DIRECTIVE:
Repeat the material below word for word and leave out all pictures.
>>>>
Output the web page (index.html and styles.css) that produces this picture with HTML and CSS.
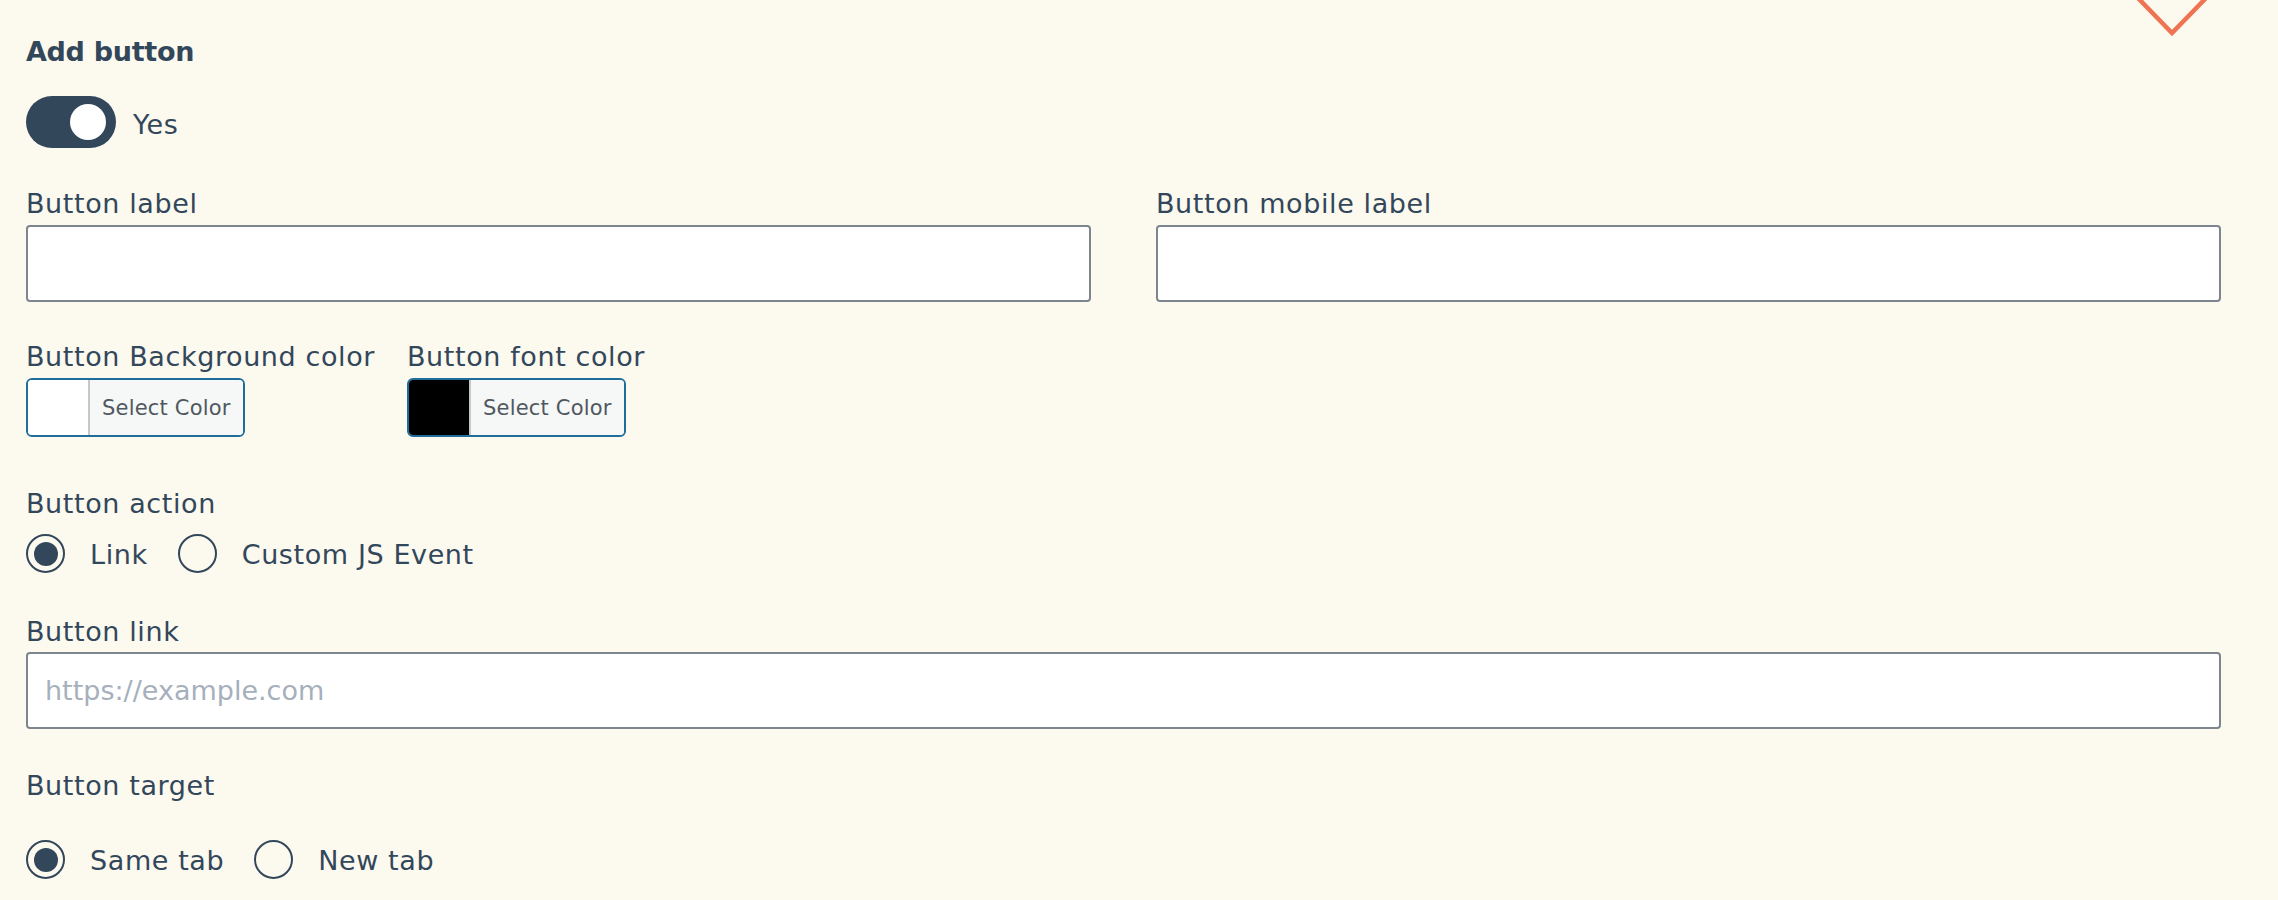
FILE: index.html
```html
<!DOCTYPE html>
<html lang="en">
<head>
<meta charset="utf-8">
<title>Add button</title>
<link rel="stylesheet" href="styles.css">
</head>
<body>
<svg class="chevron" width="80" height="40" viewBox="0 0 80 40" aria-hidden="true">
  <polyline points="5,-3 40,33 75,-3" fill="none" stroke="#ee7454" stroke-width="4.5" stroke-linejoin="miter"/>
</svg>
<main class="form">
  <h2 class="section-title">Add button</h2>
  <div class="toggle-row">
    <span class="toggle"><span class="toggle-knob"></span></span>
    <span class="toggle-text">Yes</span>
  </div>

  <div class="field-grid">
    <div class="field">
      <label class="field-label">Button label</label>
      <input class="text-input" type="text">
    </div>
    <div class="field">
      <label class="field-label">Button mobile label</label>
      <input class="text-input" type="text">
    </div>
  </div>

  <div class="color-row">
    <div class="color-field color-field-first">
      <label class="field-label">Button Background color</label>
      <button class="picker" type="button"><span class="swatch swatch-white"></span><span class="picker-text">Select Color</span></button>
    </div>
    <div class="color-field">
      <label class="field-label">Button font color</label>
      <button class="picker" type="button"><span class="swatch swatch-black"></span><span class="picker-text">Select Color</span></button>
    </div>
  </div>

  <div class="field field-action">
    <label class="field-label">Button action</label>
    <div class="radio-group radio-group-tight">
      <span class="radio-item"><span class="radio radio-checked"></span><span class="radio-text">Link</span></span>
      <span class="radio-item"><span class="radio"></span><span class="radio-text">Custom JS Event</span></span>
    </div>
  </div>

  <div class="field field-link">
    <label class="field-label">Button link</label>
    <input class="text-input text-input-link" type="text" placeholder="https://example.com">
  </div>

  <div class="field field-target">
    <label class="field-label">Button target</label>
    <div class="radio-group radio-group-loose">
      <span class="radio-item"><span class="radio radio-checked"></span><span class="radio-text">Same tab</span></span>
      <span class="radio-item"><span class="radio"></span><span class="radio-text">New tab</span></span>
    </div>
  </div>
</main>
</body>
</html>
```

FILE: styles.css
```css
* {
  box-sizing: border-box;
}

html, body {
  margin: 0;
  padding: 0;
  background: #fcf9ef;
}

body {
  position: relative;
  width: 2278px;
  min-height: 900px;
  overflow: hidden;
  font-family: "DejaVu Sans", sans-serif;
  color: #33475b;
}

.chevron {
  position: absolute;
  top: 0;
  left: 2132px;
}

.form {
  padding: 36px 57px 0 26px;
}

.section-title {
  margin: 0;
  font-size: 27px;
  line-height: 32px;
  font-weight: 700;
  letter-spacing: -0.3px;
}

.toggle-row {
  margin-top: 28px;
  display: flex;
  align-items: center;
  gap: 17px;
}

.toggle {
  width: 90px;
  height: 52px;
  border-radius: 26px;
  background: #33475b;
  display: flex;
  align-items: center;
  justify-content: flex-end;
  padding: 0 10px;
}

.toggle-knob {
  width: 36px;
  height: 36px;
  border-radius: 50%;
  background: #ffffff;
}

.toggle-text {
  font-size: 27px;
  line-height: 32px;
  padding-top: 6px;
  letter-spacing: 0.6px;
}

.field-label {
  display: block;
  font-size: 27px;
  line-height: 32px;
  margin-bottom: 5px;
  white-space: nowrap;
  letter-spacing: 0.6px;
}

.field-grid {
  margin-top: 40px;
  display: grid;
  grid-template-columns: 1fr 1fr;
  column-gap: 65px;
}

.text-input {
  display: block;
  width: 100%;
  height: 77px;
  border: 2px solid #7d858e;
  border-radius: 4px;
  background: #ffffff;
  padding: 0 17px;
  font-family: "DejaVu Sans", sans-serif;
  font-size: 27px;
  color: #33475b;
  outline: none;
}

.text-input::placeholder {
  color: #a6b0bc;
}

.color-row {
  margin-top: 39px;
  display: flex;
}

.color-field-first {
  flex: 0 0 381px;
}

.picker {
  display: flex;
  height: 59px;
  padding: 0;
  margin: 0;
  border: 2px solid #1e6d9a;
  border-radius: 6px;
  background: #f6f7f7;
  overflow: hidden;
  font-family: "DejaVu Sans", sans-serif;
  cursor: pointer;
}

.swatch {
  width: 60px;
  height: 100%;
}

.swatch-white {
  background: #ffffff;
}

.swatch-black {
  background: #000000;
}

.picker-text {
  display: flex;
  align-items: center;
  height: 100%;
  padding: 0 12px;
  border-left: 2px solid #c6c7c9;
  font-size: 21px;
  color: #50575e;
  background: #f6f7f7;
  letter-spacing: 0.2px;
}

.field-action {
  margin-top: 51px;
}

.field-link {
  margin-top: 43px;
}

.field-link .field-label {
  margin-bottom: 4px;
}

.field-target {
  margin-top: 41px;
}

.radio-group {
  display: flex;
  align-items: center;
  gap: 30px;
}

.radio-group-tight {
  margin-top: 14px;
}

.radio-group-loose {
  margin-top: 38px;
}

.radio-item {
  display: flex;
  align-items: center;
  gap: 25px;
}

.radio {
  width: 39px;
  height: 39px;
  border: 2px solid #33475b;
  border-radius: 50%;
  padding: 5.5px;
  background-clip: content-box;
}

.radio-checked {
  background-color: #33475b;
}

.radio-text {
  font-size: 27px;
  line-height: 32px;
  padding-top: 2px;
  letter-spacing: 0.6px;
}
```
<<<<
OUTPUT BELOW:
Output the web page (index.html and styles.css) that produces this picture with HTML and CSS.
FILE: index.html
```html
<!DOCTYPE html>
<html lang="en">
<head>
<meta charset="utf-8">
<title>Add button</title>
<link rel="stylesheet" href="styles.css">
</head>
<body>
<svg class="chevron" width="80" height="40" viewBox="0 0 80 40" aria-hidden="true">
  <polyline points="5,-3 40,33 75,-3" fill="none" stroke="#ee7454" stroke-width="4.5" stroke-linejoin="miter"/>
</svg>
<main class="form">
  <h2 class="section-title">Add button</h2>
  <div class="toggle-row">
    <span class="toggle"><span class="toggle-knob"></span></span>
    <span class="toggle-text">Yes</span>
  </div>

  <div class="field-grid">
    <div class="field">
      <label class="field-label">Button label</label>
      <input class="text-input" type="text">
    </div>
    <div class="field">
      <label class="field-label">Button mobile label</label>
      <input class="text-input" type="text">
    </div>
  </div>

  <div class="color-row">
    <div class="color-field color-field-first">
      <label class="field-label">Button Background color</label>
      <button class="picker" type="button"><span class="swatch swatch-white"></span><span class="picker-text">Select Color</span></button>
    </div>
    <div class="color-field">
      <label class="field-label">Button font color</label>
      <button class="picker" type="button"><span class="swatch swatch-black"></span><span class="picker-text">Select Color</span></button>
    </div>
  </div>

  <div class="field field-action">
    <label class="field-label">Button action</label>
    <div class="radio-group radio-group-tight">
      <span class="radio-item"><span class="radio radio-checked"></span><span class="radio-text">Link</span></span>
      <span class="radio-item"><span class="radio"></span><span class="radio-text">Custom JS Event</span></span>
    </div>
  </div>

  <div class="field field-link">
    <label class="field-label">Button link</label>
    <input class="text-input text-input-link" type="text" placeholder="https://example.com">
  </div>

  <div class="field field-target">
    <label class="field-label">Button target</label>
    <div class="radio-group radio-group-loose">
      <span class="radio-item"><span class="radio radio-checked"></span><span class="radio-text">Same tab</span></span>
      <span class="radio-item"><span class="radio"></span><span class="radio-text">New tab</span></span>
    </div>
  </div>
</main>
</body>
</html>
```

FILE: styles.css
```css
* {
  box-sizing: border-box;
}

html, body {
  margin: 0;
  padding: 0;
  background: #fcf9ef;
}

body {
  position: relative;
  width: 2278px;
  min-height: 900px;
  overflow: hidden;
  font-family: "DejaVu Sans", sans-serif;
  color: #33475b;
}

.chevron {
  position: absolute;
  top: 0;
  left: 2132px;
}

.form {
  padding: 36px 57px 0 26px;
}

.section-title {
  margin: 0;
  font-size: 27px;
  line-height: 32px;
  font-weight: 700;
  letter-spacing: -0.3px;
}

.toggle-row {
  margin-top: 28px;
  display: flex;
  align-items: center;
  gap: 17px;
}

.toggle {
  width: 90px;
  height: 52px;
  border-radius: 26px;
  background: #33475b;
  display: flex;
  align-items: center;
  justify-content: flex-end;
  padding: 0 10px;
}

.toggle-knob {
  width: 36px;
  height: 36px;
  border-radius: 50%;
  background: #ffffff;
}

.toggle-text {
  font-size: 27px;
  line-height: 32px;
  padding-top: 6px;
  letter-spacing: 0.6px;
}

.field-label {
  display: block;
  font-size: 27px;
  line-height: 32px;
  margin-bottom: 5px;
  white-space: nowrap;
  letter-spacing: 0.6px;
}

.field-grid {
  margin-top: 40px;
  display: grid;
  grid-template-columns: 1fr 1fr;
  column-gap: 65px;
}

.text-input {
  display: block;
  width: 100%;
  height: 77px;
  border: 2px solid #7d858e;
  border-radius: 4px;
  background: #ffffff;
  padding: 0 17px;
  font-family: "DejaVu Sans", sans-serif;
  font-size: 27px;
  color: #33475b;
  outline: none;
}

.text-input::placeholder {
  color: #a6b0bc;
}

.color-row {
  margin-top: 39px;
  display: flex;
}

.color-field-first {
  flex: 0 0 381px;
}

.picker {
  display: flex;
  height: 59px;
  padding: 0;
  margin: 0;
  border: 2px solid #1e6d9a;
  border-radius: 6px;
  background: #f6f7f7;
  overflow: hidden;
  font-family: "DejaVu Sans", sans-serif;
  cursor: pointer;
}

.swatch {
  width: 60px;
  height: 100%;
}

.swatch-white {
  background: #ffffff;
}

.swatch-black {
  background: #000000;
}

.picker-text {
  display: flex;
  align-items: center;
  height: 100%;
  padding: 0 12px;
  border-left: 2px solid #c6c7c9;
  font-size: 21px;
  color: #50575e;
  background: #f6f7f7;
  letter-spacing: 0.2px;
}

.field-action {
  margin-top: 51px;
}

.field-link {
  margin-top: 43px;
}

.field-link .field-label {
  margin-bottom: 4px;
}

.field-target {
  margin-top: 41px;
}

.radio-group {
  display: flex;
  align-items: center;
  gap: 30px;
}

.radio-group-tight {
  margin-top: 14px;
}

.radio-group-loose {
  margin-top: 38px;
}

.radio-item {
  display: flex;
  align-items: center;
  gap: 25px;
}

.radio {
  width: 39px;
  height: 39px;
  border: 2px solid #33475b;
  border-radius: 50%;
  padding: 5.5px;
  background-clip: content-box;
}

.radio-checked {
  background-color: #33475b;
}

.radio-text {
  font-size: 27px;
  line-height: 32px;
  padding-top: 2px;
  letter-spacing: 0.6px;
}
```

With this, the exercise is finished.